_What is required_. Repeat the full listing below verbatim and keep the images out.

**********

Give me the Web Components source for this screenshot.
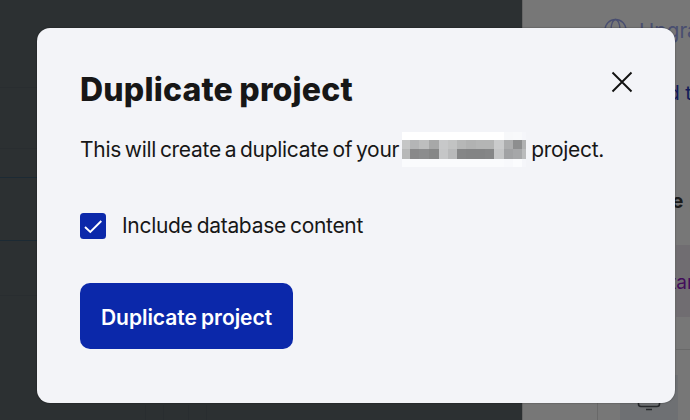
<!DOCTYPE html>
<html lang="en"><head><meta charset="utf-8"><title>Duplicate project</title>
<style>html,body{margin:0;height:100%;overflow:hidden}body{font-family:Inter,"Liberation Sans",sans-serif;color:#171717}</style></head>
<body>
<app-screen>
 <modal-dialog>
  <span slot="title">Duplicate project</span>
  <modal-line slot="text"><span>This will create a duplicate of your</span><masked-name></masked-name><span>project.</span></modal-line>
  <check-field slot="option">Include database content</check-field>
  <primary-button slot="action">Duplicate project</primary-button>
 </modal-dialog>
</app-screen>
<script>
const define=(name,html,setup)=>customElements.define(name,class extends HTMLElement{
  constructor(){super();this.attachShadow({mode:'open'}).innerHTML=html;if(setup)setup(this.shadowRoot);}
});
define('app-screen',`<style>
:host{display:block;position:relative;width:690px;height:420px;overflow:hidden;background:#2c3032}
svg{display:block;position:absolute;inset:0}
.layer{position:absolute;left:37px;top:28px}
</style>
<svg width="690" height="420" viewBox="0 0 690 420" font-family="Inter,Liberation Sans,sans-serif">
<g stroke="#292d30"><path d="M0 87.500H38M0 148.500H38M0 295.500H38M145.500 405V420M163.500 405V420M188.500 405V420M206.500 405V420"/></g>
<g stroke="#1c2a34"><path d="M0 177.500H38M0 240.500H38"/></g>
<rect x="522" width="168" height="420" fill="#777"/>
<path d="M522.500 0V420" stroke="#666"/>
<rect x="676" y="245" width="14" height="72" fill="#706d71"/>
<path d="M676 349.500H690M597.500 400V420" stroke="#696969"/>
<rect x="620" y="375" width="58" height="45" fill="#6e7073"/>
<g fill="none" stroke="#494e70" stroke-width="1.300"><circle cx="615.500" cy="30" r="10.500"/><ellipse cx="615.500" cy="30" rx="4.500" ry="10.500"/></g>
<text x="639" y="38" font-size="20.500" fill="#494e70">Upgra</text>
<text x="667.500" y="99.500" font-size="20" fill="#121a58">d t</text>
<text x="671.500" y="208" font-size="20" font-weight="700" word-spacing="1" fill="#1b1b1b">e p</text>
<text x="670" y="289" font-size="19" fill="#430d5b">tar</text>
<path d="M638.500 398V404Q638.500 406.500 641 406.500H657Q659.500 406.500 659.500 404V398M646 409.500H652" fill="none" stroke="#26282b" stroke-width="1.600"/>
</svg><div class="layer"><slot></slot></div>`);
define('modal-dialog',`<style>
:host{display:flex;flex-direction:column;align-items:flex-start;box-sizing:border-box;width:638px;height:375px;padding:40px 42.500px 0 43px;background:#f3f4f8;border-radius:13px;box-shadow:0 0 1.500px #0009}
header{display:flex;justify-content:space-between;width:100%;height:44px}
h1{margin:0;font-size:32px;line-height:44px;font-weight:800;letter-spacing:.18px;word-spacing:-.8px;white-space:nowrap}
button{display:block;width:22px;height:22px;margin-top:3px;padding:0;border:0;background:none}
svg{display:block}
.text{margin-top:20px}.option{margin-top:45px}.action{margin-top:44px}
</style>
<header><h1><slot name="title"></slot></h1><button aria-label="Close"><svg width="22" height="22" viewBox="0 0 22 22"><path d="M1.500 1.500 20.500 20.500M20.500 1.500 1.500 20.500" stroke="#111" stroke-width="1.900"/></svg></button></header>
<div class="text"><slot name="text"></slot></div><div class="option"><slot name="option"></slot></div><div class="action"><slot name="action"></slot></div>`);
define('modal-line',`<style>:host{display:flex;align-items:center;height:36px;font-size:21px;line-height:36px;letter-spacing:-.29px;word-spacing:-1.800px;white-space:nowrap}</style><slot></slot>`);
define('masked-name',`<style>:host{display:block;width:124px;height:35px;margin:-1px 5px 0 3px}svg{display:block}</style><svg width="124" height="35" shape-rendering="crispEdges"></svg>`,root=>{
 const xs=[0,8,17,27,37,46,55,64,74,83,92,102,111,120,124];
 const rows=[[0,8,'fff fff fff fff fff fff fff fff fff fff fff f7f8fa f8f9fb f5f6fa'],
 [8,9,'c5c6c6 b4b5b6 bdbebe a7a8a8 c7c8c9 c2c3c3 b6b7b7 b1b2b2 b4b5b5 b4b5b5 cacbcc acadae 8d8e8f b0b1b2'],
 [17,10,'b7b8b8 89898a 8c8d8e 868787 c5c6c7 b8b9ba 858687 838485 838485 858687 c5c6c7 a1a2a4 a6a7a9 babbbc'],
 [27,8,'fafbfd fafbfd fafbfd fafbfd fafbfd fafbfd fafbfd fafbfd fafbfd fafbfd fafbfd f8f9fc fbfcfe f5f6fa']];
 root.querySelector('svg').innerHTML=rows.map(([y,h,c])=>c.split(' ').map((v,i)=>`<rect x="${xs[i]}" y="${y}" width="${xs[i+1]-xs[i]}" height="${h}" fill="#${v}"/>`).join('')).join('');
});
define('check-field',`<style>:host{display:flex;align-items:center;gap:16px;height:26px;font-size:21px;letter-spacing:-.3px;word-spacing:-1.500px;line-height:26px;white-space:nowrap}
.box{display:block;width:26px;height:26px;border-radius:3.500px;background:#0b28aa}</style>
<svg class="box" viewBox="0 0 26 26"><path d="M5 14 10.300 19 21.300 8" fill="none" stroke="#fff" stroke-width="1.900"/></svg><span><slot></slot></span>`);
define('primary-button',`<style>:host{display:block}button{display:flex;align-items:center;justify-content:center;width:213px;height:66px;padding:3px 0 0;border:0;border-radius:10px;background:#0b28aa;color:#fff;font:600 21px Inter,"Liberation Sans",sans-serif;letter-spacing:-.05px;word-spacing:-1px;white-space:nowrap}</style><button><slot></slot></button>`);
</script></body></html>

**********

_In response_.
Give me the Web Components source for this screenshot.
<!DOCTYPE html>
<html lang="en"><head><meta charset="utf-8"><title>Duplicate project</title>
<style>html,body{margin:0;height:100%;overflow:hidden}body{font-family:Inter,"Liberation Sans",sans-serif;color:#171717}</style></head>
<body>
<app-screen>
 <modal-dialog>
  <span slot="title">Duplicate project</span>
  <modal-line slot="text"><span>This will create a duplicate of your</span><masked-name></masked-name><span>project.</span></modal-line>
  <check-field slot="option">Include database content</check-field>
  <primary-button slot="action">Duplicate project</primary-button>
 </modal-dialog>
</app-screen>
<script>
const define=(name,html,setup)=>customElements.define(name,class extends HTMLElement{
  constructor(){super();this.attachShadow({mode:'open'}).innerHTML=html;if(setup)setup(this.shadowRoot);}
});
define('app-screen',`<style>
:host{display:block;position:relative;width:690px;height:420px;overflow:hidden;background:#2c3032}
svg{display:block;position:absolute;inset:0}
.layer{position:absolute;left:37px;top:28px}
</style>
<svg width="690" height="420" viewBox="0 0 690 420" font-family="Inter,Liberation Sans,sans-serif">
<g stroke="#292d30"><path d="M0 87.500H38M0 148.500H38M0 295.500H38M145.500 405V420M163.500 405V420M188.500 405V420M206.500 405V420"/></g>
<g stroke="#1c2a34"><path d="M0 177.500H38M0 240.500H38"/></g>
<rect x="522" width="168" height="420" fill="#777"/>
<path d="M522.500 0V420" stroke="#666"/>
<rect x="676" y="245" width="14" height="72" fill="#706d71"/>
<path d="M676 349.500H690M597.500 400V420" stroke="#696969"/>
<rect x="620" y="375" width="58" height="45" fill="#6e7073"/>
<g fill="none" stroke="#494e70" stroke-width="1.300"><circle cx="615.500" cy="30" r="10.500"/><ellipse cx="615.500" cy="30" rx="4.500" ry="10.500"/></g>
<text x="639" y="38" font-size="20.500" fill="#494e70">Upgra</text>
<text x="667.500" y="99.500" font-size="20" fill="#121a58">d t</text>
<text x="671.500" y="208" font-size="20" font-weight="700" word-spacing="1" fill="#1b1b1b">e p</text>
<text x="670" y="289" font-size="19" fill="#430d5b">tar</text>
<path d="M638.500 398V404Q638.500 406.500 641 406.500H657Q659.500 406.500 659.500 404V398M646 409.500H652" fill="none" stroke="#26282b" stroke-width="1.600"/>
</svg><div class="layer"><slot></slot></div>`);
define('modal-dialog',`<style>
:host{display:flex;flex-direction:column;align-items:flex-start;box-sizing:border-box;width:638px;height:375px;padding:40px 42.500px 0 43px;background:#f3f4f8;border-radius:13px;box-shadow:0 0 1.500px #0009}
header{display:flex;justify-content:space-between;width:100%;height:44px}
h1{margin:0;font-size:32px;line-height:44px;font-weight:800;letter-spacing:.18px;word-spacing:-.8px;white-space:nowrap}
button{display:block;width:22px;height:22px;margin-top:3px;padding:0;border:0;background:none}
svg{display:block}
.text{margin-top:20px}.option{margin-top:45px}.action{margin-top:44px}
</style>
<header><h1><slot name="title"></slot></h1><button aria-label="Close"><svg width="22" height="22" viewBox="0 0 22 22"><path d="M1.500 1.500 20.500 20.500M20.500 1.500 1.500 20.500" stroke="#111" stroke-width="1.900"/></svg></button></header>
<div class="text"><slot name="text"></slot></div><div class="option"><slot name="option"></slot></div><div class="action"><slot name="action"></slot></div>`);
define('modal-line',`<style>:host{display:flex;align-items:center;height:36px;font-size:21px;line-height:36px;letter-spacing:-.29px;word-spacing:-1.800px;white-space:nowrap}</style><slot></slot>`);
define('masked-name',`<style>:host{display:block;width:124px;height:35px;margin:-1px 5px 0 3px}svg{display:block}</style><svg width="124" height="35" shape-rendering="crispEdges"></svg>`,root=>{
 const xs=[0,8,17,27,37,46,55,64,74,83,92,102,111,120,124];
 const rows=[[0,8,'fff fff fff fff fff fff fff fff fff fff fff f7f8fa f8f9fb f5f6fa'],
 [8,9,'c5c6c6 b4b5b6 bdbebe a7a8a8 c7c8c9 c2c3c3 b6b7b7 b1b2b2 b4b5b5 b4b5b5 cacbcc acadae 8d8e8f b0b1b2'],
 [17,10,'b7b8b8 89898a 8c8d8e 868787 c5c6c7 b8b9ba 858687 838485 838485 858687 c5c6c7 a1a2a4 a6a7a9 babbbc'],
 [27,8,'fafbfd fafbfd fafbfd fafbfd fafbfd fafbfd fafbfd fafbfd fafbfd fafbfd fafbfd f8f9fc fbfcfe f5f6fa']];
 root.querySelector('svg').innerHTML=rows.map(([y,h,c])=>c.split(' ').map((v,i)=>`<rect x="${xs[i]}" y="${y}" width="${xs[i+1]-xs[i]}" height="${h}" fill="#${v}"/>`).join('')).join('');
});
define('check-field',`<style>:host{display:flex;align-items:center;gap:16px;height:26px;font-size:21px;letter-spacing:-.3px;word-spacing:-1.500px;line-height:26px;white-space:nowrap}
.box{display:block;width:26px;height:26px;border-radius:3.500px;background:#0b28aa}</style>
<svg class="box" viewBox="0 0 26 26"><path d="M5 14 10.300 19 21.300 8" fill="none" stroke="#fff" stroke-width="1.900"/></svg><span><slot></slot></span>`);
define('primary-button',`<style>:host{display:block}button{display:flex;align-items:center;justify-content:center;width:213px;height:66px;padding:3px 0 0;border:0;border-radius:10px;background:#0b28aa;color:#fff;font:600 21px Inter,"Liberation Sans",sans-serif;letter-spacing:-.05px;word-spacing:-1px;white-space:nowrap}</style><button><slot></slot></button>`);
</script></body></html>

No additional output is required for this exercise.